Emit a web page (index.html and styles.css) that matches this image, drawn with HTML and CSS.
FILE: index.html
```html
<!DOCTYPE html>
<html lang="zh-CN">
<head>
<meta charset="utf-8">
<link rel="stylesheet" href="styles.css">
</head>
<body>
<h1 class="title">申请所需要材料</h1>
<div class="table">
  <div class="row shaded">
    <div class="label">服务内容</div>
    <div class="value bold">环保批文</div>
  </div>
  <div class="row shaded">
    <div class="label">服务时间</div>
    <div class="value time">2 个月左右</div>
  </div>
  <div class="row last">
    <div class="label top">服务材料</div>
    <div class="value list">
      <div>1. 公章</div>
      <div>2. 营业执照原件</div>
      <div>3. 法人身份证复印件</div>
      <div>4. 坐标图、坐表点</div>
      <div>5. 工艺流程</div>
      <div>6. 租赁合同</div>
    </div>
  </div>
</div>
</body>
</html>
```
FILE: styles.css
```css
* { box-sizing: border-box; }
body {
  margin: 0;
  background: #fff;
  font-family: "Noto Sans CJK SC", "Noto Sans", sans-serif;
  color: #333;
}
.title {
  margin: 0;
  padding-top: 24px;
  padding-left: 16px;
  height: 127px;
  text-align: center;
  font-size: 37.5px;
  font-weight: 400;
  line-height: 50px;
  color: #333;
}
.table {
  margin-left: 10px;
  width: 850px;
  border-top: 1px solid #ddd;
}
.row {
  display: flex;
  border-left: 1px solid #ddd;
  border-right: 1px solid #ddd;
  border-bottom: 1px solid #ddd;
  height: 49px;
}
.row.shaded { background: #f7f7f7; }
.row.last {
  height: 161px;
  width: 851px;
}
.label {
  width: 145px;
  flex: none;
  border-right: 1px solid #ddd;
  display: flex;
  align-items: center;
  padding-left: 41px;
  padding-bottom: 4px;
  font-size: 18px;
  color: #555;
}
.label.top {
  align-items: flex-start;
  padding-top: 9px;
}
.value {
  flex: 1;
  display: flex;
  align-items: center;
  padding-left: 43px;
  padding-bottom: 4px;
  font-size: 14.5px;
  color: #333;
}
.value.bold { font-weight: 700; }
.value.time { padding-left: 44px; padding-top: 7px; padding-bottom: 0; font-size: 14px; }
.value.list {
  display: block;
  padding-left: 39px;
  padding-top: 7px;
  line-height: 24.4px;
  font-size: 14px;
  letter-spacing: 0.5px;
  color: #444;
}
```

=======

# Problem:
Copy out each line above, character for character.

# Correct result:
Emit a web page (index.html and styles.css) that matches this image, drawn with HTML and CSS.
FILE: index.html
```html
<!DOCTYPE html>
<html lang="zh-CN">
<head>
<meta charset="utf-8">
<link rel="stylesheet" href="styles.css">
</head>
<body>
<h1 class="title">申请所需要材料</h1>
<div class="table">
  <div class="row shaded">
    <div class="label">服务内容</div>
    <div class="value bold">环保批文</div>
  </div>
  <div class="row shaded">
    <div class="label">服务时间</div>
    <div class="value time">2 个月左右</div>
  </div>
  <div class="row last">
    <div class="label top">服务材料</div>
    <div class="value list">
      <div>1. 公章</div>
      <div>2. 营业执照原件</div>
      <div>3. 法人身份证复印件</div>
      <div>4. 坐标图、坐表点</div>
      <div>5. 工艺流程</div>
      <div>6. 租赁合同</div>
    </div>
  </div>
</div>
</body>
</html>
```
FILE: styles.css
```css
* { box-sizing: border-box; }
body {
  margin: 0;
  background: #fff;
  font-family: "Noto Sans CJK SC", "Noto Sans", sans-serif;
  color: #333;
}
.title {
  margin: 0;
  padding-top: 24px;
  padding-left: 16px;
  height: 127px;
  text-align: center;
  font-size: 37.5px;
  font-weight: 400;
  line-height: 50px;
  color: #333;
}
.table {
  margin-left: 10px;
  width: 850px;
  border-top: 1px solid #ddd;
}
.row {
  display: flex;
  border-left: 1px solid #ddd;
  border-right: 1px solid #ddd;
  border-bottom: 1px solid #ddd;
  height: 49px;
}
.row.shaded { background: #f7f7f7; }
.row.last {
  height: 161px;
  width: 851px;
}
.label {
  width: 145px;
  flex: none;
  border-right: 1px solid #ddd;
  display: flex;
  align-items: center;
  padding-left: 41px;
  padding-bottom: 4px;
  font-size: 18px;
  color: #555;
}
.label.top {
  align-items: flex-start;
  padding-top: 9px;
}
.value {
  flex: 1;
  display: flex;
  align-items: center;
  padding-left: 43px;
  padding-bottom: 4px;
  font-size: 14.5px;
  color: #333;
}
.value.bold { font-weight: 700; }
.value.time { padding-left: 44px; padding-top: 7px; padding-bottom: 0; font-size: 14px; }
.value.list {
  display: block;
  padding-left: 39px;
  padding-top: 7px;
  line-height: 24.4px;
  font-size: 14px;
  letter-spacing: 0.5px;
  color: #444;
}
```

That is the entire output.